Provided records -
--*--

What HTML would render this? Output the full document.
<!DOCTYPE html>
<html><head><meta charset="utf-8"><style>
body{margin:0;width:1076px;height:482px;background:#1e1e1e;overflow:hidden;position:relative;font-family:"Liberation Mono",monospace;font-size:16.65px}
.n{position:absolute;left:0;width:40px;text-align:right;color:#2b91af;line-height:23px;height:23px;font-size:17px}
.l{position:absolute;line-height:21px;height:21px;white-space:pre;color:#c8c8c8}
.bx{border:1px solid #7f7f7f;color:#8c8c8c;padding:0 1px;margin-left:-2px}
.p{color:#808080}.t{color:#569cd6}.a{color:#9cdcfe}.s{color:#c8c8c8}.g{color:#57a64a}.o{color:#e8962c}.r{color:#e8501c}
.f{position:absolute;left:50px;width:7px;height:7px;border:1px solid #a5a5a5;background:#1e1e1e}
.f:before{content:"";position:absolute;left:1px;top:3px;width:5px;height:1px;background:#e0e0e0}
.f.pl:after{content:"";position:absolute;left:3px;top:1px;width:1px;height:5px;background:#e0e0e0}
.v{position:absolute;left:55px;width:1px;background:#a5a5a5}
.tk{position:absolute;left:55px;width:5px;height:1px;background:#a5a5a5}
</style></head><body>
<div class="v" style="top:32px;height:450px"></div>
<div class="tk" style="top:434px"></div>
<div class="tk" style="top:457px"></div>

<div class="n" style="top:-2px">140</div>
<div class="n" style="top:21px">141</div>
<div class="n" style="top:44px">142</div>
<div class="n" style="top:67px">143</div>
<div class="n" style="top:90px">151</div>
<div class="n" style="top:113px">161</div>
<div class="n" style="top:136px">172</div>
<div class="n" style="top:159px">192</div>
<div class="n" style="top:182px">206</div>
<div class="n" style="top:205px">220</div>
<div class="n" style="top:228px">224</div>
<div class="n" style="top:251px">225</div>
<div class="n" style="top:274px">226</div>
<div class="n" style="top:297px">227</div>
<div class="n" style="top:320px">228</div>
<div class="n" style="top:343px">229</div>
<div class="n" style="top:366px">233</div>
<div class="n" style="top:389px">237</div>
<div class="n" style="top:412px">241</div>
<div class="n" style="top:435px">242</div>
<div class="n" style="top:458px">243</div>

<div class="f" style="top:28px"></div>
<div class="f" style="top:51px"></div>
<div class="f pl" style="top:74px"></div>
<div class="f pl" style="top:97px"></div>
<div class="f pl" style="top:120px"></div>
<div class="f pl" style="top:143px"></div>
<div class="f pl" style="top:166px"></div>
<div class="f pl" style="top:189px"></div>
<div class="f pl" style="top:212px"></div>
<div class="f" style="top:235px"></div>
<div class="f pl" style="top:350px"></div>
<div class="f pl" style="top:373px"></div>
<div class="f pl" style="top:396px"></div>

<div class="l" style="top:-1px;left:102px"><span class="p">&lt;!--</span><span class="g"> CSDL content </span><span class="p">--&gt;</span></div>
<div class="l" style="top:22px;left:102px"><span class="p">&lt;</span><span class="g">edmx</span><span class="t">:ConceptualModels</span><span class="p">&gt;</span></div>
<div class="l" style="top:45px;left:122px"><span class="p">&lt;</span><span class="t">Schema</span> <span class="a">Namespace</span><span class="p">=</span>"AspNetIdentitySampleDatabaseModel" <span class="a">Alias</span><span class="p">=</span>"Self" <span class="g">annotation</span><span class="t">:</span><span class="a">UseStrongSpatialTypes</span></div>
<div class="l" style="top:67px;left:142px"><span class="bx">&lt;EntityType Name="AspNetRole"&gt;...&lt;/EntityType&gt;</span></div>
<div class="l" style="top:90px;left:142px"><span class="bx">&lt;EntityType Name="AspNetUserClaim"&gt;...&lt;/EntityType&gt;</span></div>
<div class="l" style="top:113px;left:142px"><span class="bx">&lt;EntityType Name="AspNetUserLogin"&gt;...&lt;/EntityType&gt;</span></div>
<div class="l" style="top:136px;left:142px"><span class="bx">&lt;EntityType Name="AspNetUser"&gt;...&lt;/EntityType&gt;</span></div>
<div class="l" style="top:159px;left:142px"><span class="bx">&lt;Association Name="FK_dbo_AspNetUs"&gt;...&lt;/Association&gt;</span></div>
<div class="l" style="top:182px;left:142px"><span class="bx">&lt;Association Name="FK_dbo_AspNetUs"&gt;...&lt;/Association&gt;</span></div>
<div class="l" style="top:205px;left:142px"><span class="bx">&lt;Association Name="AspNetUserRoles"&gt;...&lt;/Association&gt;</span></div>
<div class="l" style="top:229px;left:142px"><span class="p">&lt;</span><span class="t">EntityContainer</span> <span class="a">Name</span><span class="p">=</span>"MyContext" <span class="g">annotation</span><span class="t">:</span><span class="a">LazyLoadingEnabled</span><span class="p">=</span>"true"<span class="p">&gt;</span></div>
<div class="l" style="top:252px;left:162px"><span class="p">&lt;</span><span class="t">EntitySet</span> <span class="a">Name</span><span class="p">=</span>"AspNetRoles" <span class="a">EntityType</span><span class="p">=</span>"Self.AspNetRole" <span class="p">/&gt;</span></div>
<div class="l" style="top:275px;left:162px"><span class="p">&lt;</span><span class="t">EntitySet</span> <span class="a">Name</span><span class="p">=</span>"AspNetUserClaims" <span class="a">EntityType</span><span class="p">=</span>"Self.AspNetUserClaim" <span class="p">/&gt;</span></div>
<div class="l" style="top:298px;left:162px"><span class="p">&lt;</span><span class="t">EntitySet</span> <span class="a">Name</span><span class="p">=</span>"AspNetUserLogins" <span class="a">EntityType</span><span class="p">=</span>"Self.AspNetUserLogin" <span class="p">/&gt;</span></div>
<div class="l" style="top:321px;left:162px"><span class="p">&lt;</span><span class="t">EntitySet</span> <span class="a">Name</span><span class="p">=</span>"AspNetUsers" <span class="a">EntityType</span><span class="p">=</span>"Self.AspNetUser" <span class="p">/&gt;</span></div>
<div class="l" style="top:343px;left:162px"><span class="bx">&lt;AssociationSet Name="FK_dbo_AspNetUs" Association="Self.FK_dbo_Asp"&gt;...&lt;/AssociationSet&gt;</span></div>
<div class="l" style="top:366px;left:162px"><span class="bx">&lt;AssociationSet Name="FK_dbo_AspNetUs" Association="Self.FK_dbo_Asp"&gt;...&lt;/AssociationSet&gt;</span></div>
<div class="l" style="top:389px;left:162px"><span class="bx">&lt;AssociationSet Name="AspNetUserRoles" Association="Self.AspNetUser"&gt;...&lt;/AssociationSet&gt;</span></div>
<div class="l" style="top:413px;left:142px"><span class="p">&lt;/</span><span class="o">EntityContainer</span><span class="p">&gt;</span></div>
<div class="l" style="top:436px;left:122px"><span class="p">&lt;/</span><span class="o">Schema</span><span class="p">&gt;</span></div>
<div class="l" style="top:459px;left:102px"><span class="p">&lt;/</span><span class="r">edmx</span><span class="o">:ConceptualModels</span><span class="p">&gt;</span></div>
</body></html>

--*--

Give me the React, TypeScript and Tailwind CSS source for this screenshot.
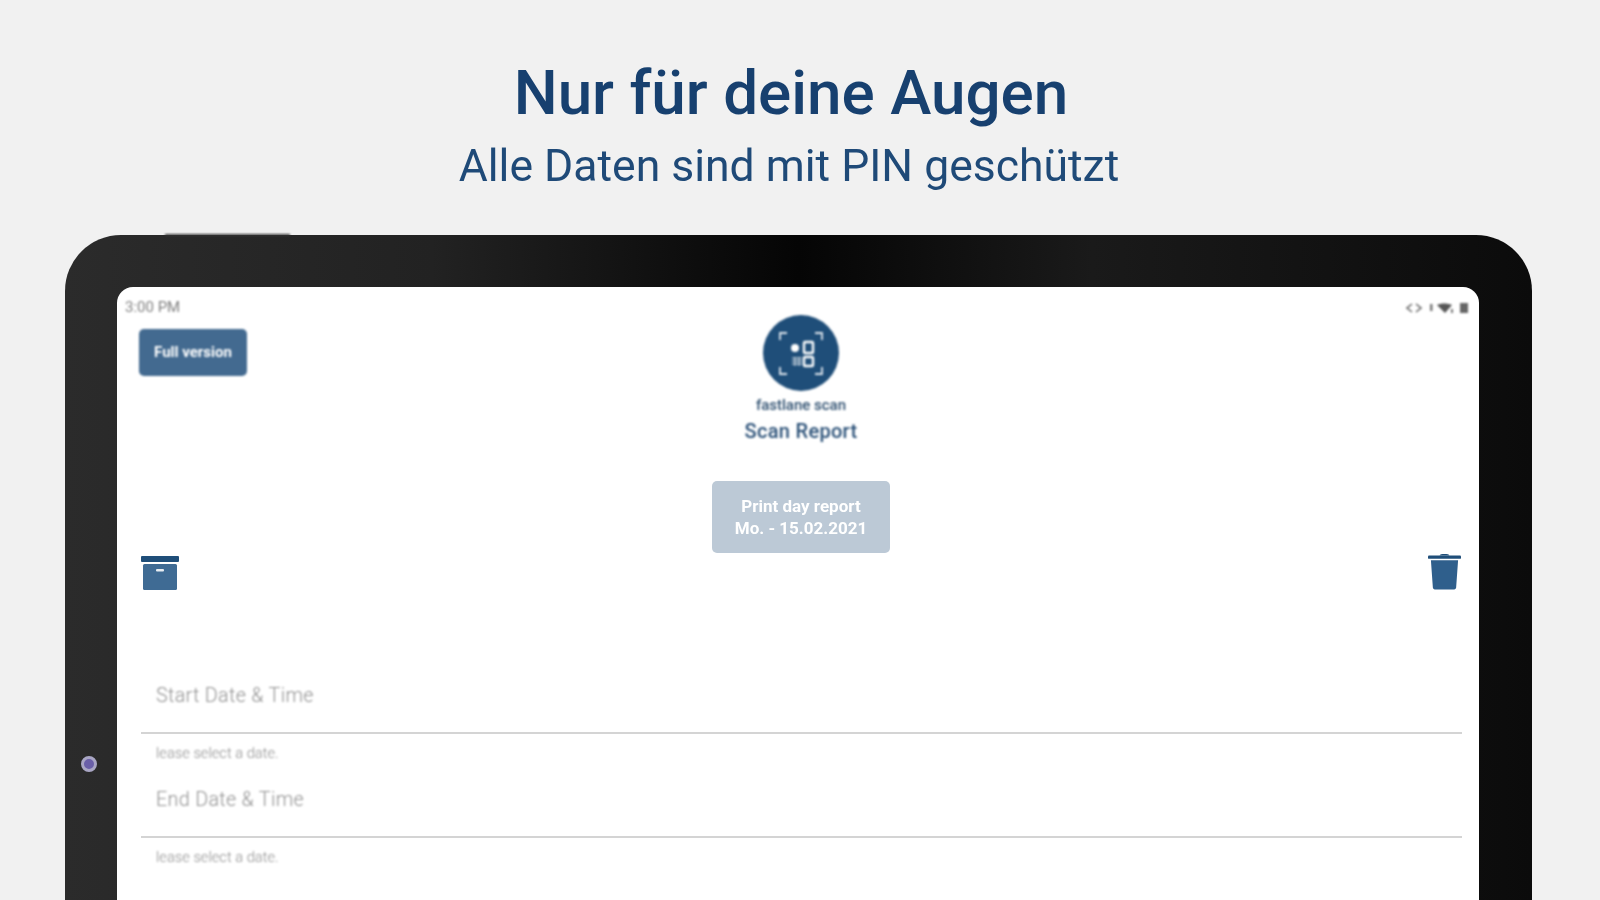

--*--

What you are asked to do - How many lines of the data contain the word "this"? Answer with the number alone.

Complete answer - 2